-- start of GIVEN MATERIAL --

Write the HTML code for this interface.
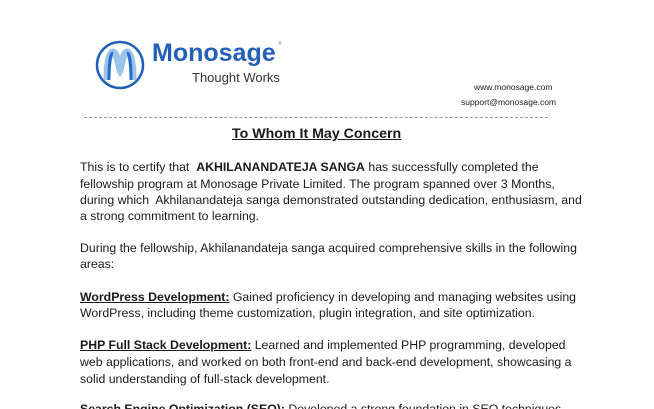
<!DOCTYPE html>
<html><head><meta charset="utf-8"><style>
html,body{margin:0;padding:0;background:#fff;width:654px;height:409px;overflow:hidden;position:relative;font-family:"Liberation Sans",Arial,sans-serif;color:#1a1a1a}
.l{position:absolute;left:80px;font-size:12.3px;white-space:nowrap;line-height:14px}
b{font-weight:bold}
.u{text-decoration:underline}
</style></head><body>
<svg style="position:absolute;left:95px;top:40px" width="50" height="50" viewBox="0 0 50 50">
<circle cx="25" cy="25" r="23" fill="none" stroke="#1f5fb4" stroke-width="2.5"/>
<path d="M12 40 C12 25 14 12 18 12 C22 12 24 28 25 30 C26 28 28 12 32 12 C36 12 38 25 38 40" fill="none" stroke="#9cc3ea" stroke-width="7"/>
<path d="M14 40 C14 25 15 13 18 13 M32 13 C35 13 36 25 36 40" fill="none" stroke="#2a6cc4" stroke-width="3"/>
</svg>
<div style="position:absolute;left:152px;top:39px;font-size:25px;font-weight:bold;color:#2260b5">Monosage</div>
<div style="position:absolute;left:278px;top:41px;font-size:5px;color:#888">®</div>
<div style="position:absolute;left:192px;top:70px;font-size:13px;color:#333">Thought Works</div>
<div style="position:absolute;left:474px;top:82px;font-size:8.5px;color:#222">www.monosage.com</div>
<div style="position:absolute;left:461px;top:97px;font-size:8.5px;color:#222">support@monosage.com</div>
<div style="position:absolute;left:84px;top:117px;width:464px;border-top:1px dashed #999"></div>
<div style="position:absolute;left:232px;top:126px;font-size:14.2px;font-weight:bold;text-decoration:underline">To Whom It May Concern</div>
<div class="l" style="top:160px">This is to certify that&nbsp; <b>AKHILANANDATEJA SANGA</b> has successfully completed the</div>
<div class="l" style="top:177px">fellowship program at Monosage Private Limited. The program spanned over 3 Months,</div>
<div class="l" style="top:193px">during which&nbsp; Akhilanandateja sanga demonstrated outstanding dedication, enthusiasm, and</div>
<div class="l" style="top:209px">a strong commitment to learning.</div>
<div class="l" style="top:241px">During the fellowship, Akhilanandateja sanga acquired comprehensive skills in the following</div>
<div class="l" style="top:257px">areas:</div>
<div class="l" style="top:290px"><b class="u">WordPress Development:</b> Gained proficiency in developing and managing websites using</div>
<div class="l" style="top:306px">WordPress, including theme customization, plugin integration, and site optimization.</div>
<div class="l" style="top:338px"><b class="u">PHP Full Stack Development:</b> Learned and implemented PHP programming, developed</div>
<div class="l" style="top:355px">web applications, and worked on both front-end and back-end development, showcasing a</div>
<div class="l" style="top:372px">solid understanding of full-stack development.</div>
<div class="l" style="top:402px"><b class="u">Search Engine Optimization (SEO):</b> Developed a strong foundation in SEO techniques</div>
</body></html>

-- end of GIVEN MATERIAL --

STATED GOAL
Transcribe the material exactly, and leave out whatever pictures it holds.

FULL OUTPUT
Write the HTML code for this interface.
<!DOCTYPE html>
<html><head><meta charset="utf-8"><style>
html,body{margin:0;padding:0;background:#fff;width:654px;height:409px;overflow:hidden;position:relative;font-family:"Liberation Sans",Arial,sans-serif;color:#1a1a1a}
.l{position:absolute;left:80px;font-size:12.3px;white-space:nowrap;line-height:14px}
b{font-weight:bold}
.u{text-decoration:underline}
</style></head><body>
<svg style="position:absolute;left:95px;top:40px" width="50" height="50" viewBox="0 0 50 50">
<circle cx="25" cy="25" r="23" fill="none" stroke="#1f5fb4" stroke-width="2.5"/>
<path d="M12 40 C12 25 14 12 18 12 C22 12 24 28 25 30 C26 28 28 12 32 12 C36 12 38 25 38 40" fill="none" stroke="#9cc3ea" stroke-width="7"/>
<path d="M14 40 C14 25 15 13 18 13 M32 13 C35 13 36 25 36 40" fill="none" stroke="#2a6cc4" stroke-width="3"/>
</svg>
<div style="position:absolute;left:152px;top:39px;font-size:25px;font-weight:bold;color:#2260b5">Monosage</div>
<div style="position:absolute;left:278px;top:41px;font-size:5px;color:#888">®</div>
<div style="position:absolute;left:192px;top:70px;font-size:13px;color:#333">Thought Works</div>
<div style="position:absolute;left:474px;top:82px;font-size:8.5px;color:#222">www.monosage.com</div>
<div style="position:absolute;left:461px;top:97px;font-size:8.5px;color:#222">support@monosage.com</div>
<div style="position:absolute;left:84px;top:117px;width:464px;border-top:1px dashed #999"></div>
<div style="position:absolute;left:232px;top:126px;font-size:14.2px;font-weight:bold;text-decoration:underline">To Whom It May Concern</div>
<div class="l" style="top:160px">This is to certify that&nbsp; <b>AKHILANANDATEJA SANGA</b> has successfully completed the</div>
<div class="l" style="top:177px">fellowship program at Monosage Private Limited. The program spanned over 3 Months,</div>
<div class="l" style="top:193px">during which&nbsp; Akhilanandateja sanga demonstrated outstanding dedication, enthusiasm, and</div>
<div class="l" style="top:209px">a strong commitment to learning.</div>
<div class="l" style="top:241px">During the fellowship, Akhilanandateja sanga acquired comprehensive skills in the following</div>
<div class="l" style="top:257px">areas:</div>
<div class="l" style="top:290px"><b class="u">WordPress Development:</b> Gained proficiency in developing and managing websites using</div>
<div class="l" style="top:306px">WordPress, including theme customization, plugin integration, and site optimization.</div>
<div class="l" style="top:338px"><b class="u">PHP Full Stack Development:</b> Learned and implemented PHP programming, developed</div>
<div class="l" style="top:355px">web applications, and worked on both front-end and back-end development, showcasing a</div>
<div class="l" style="top:372px">solid understanding of full-stack development.</div>
<div class="l" style="top:402px"><b class="u">Search Engine Optimization (SEO):</b> Developed a strong foundation in SEO techniques</div>
</body></html>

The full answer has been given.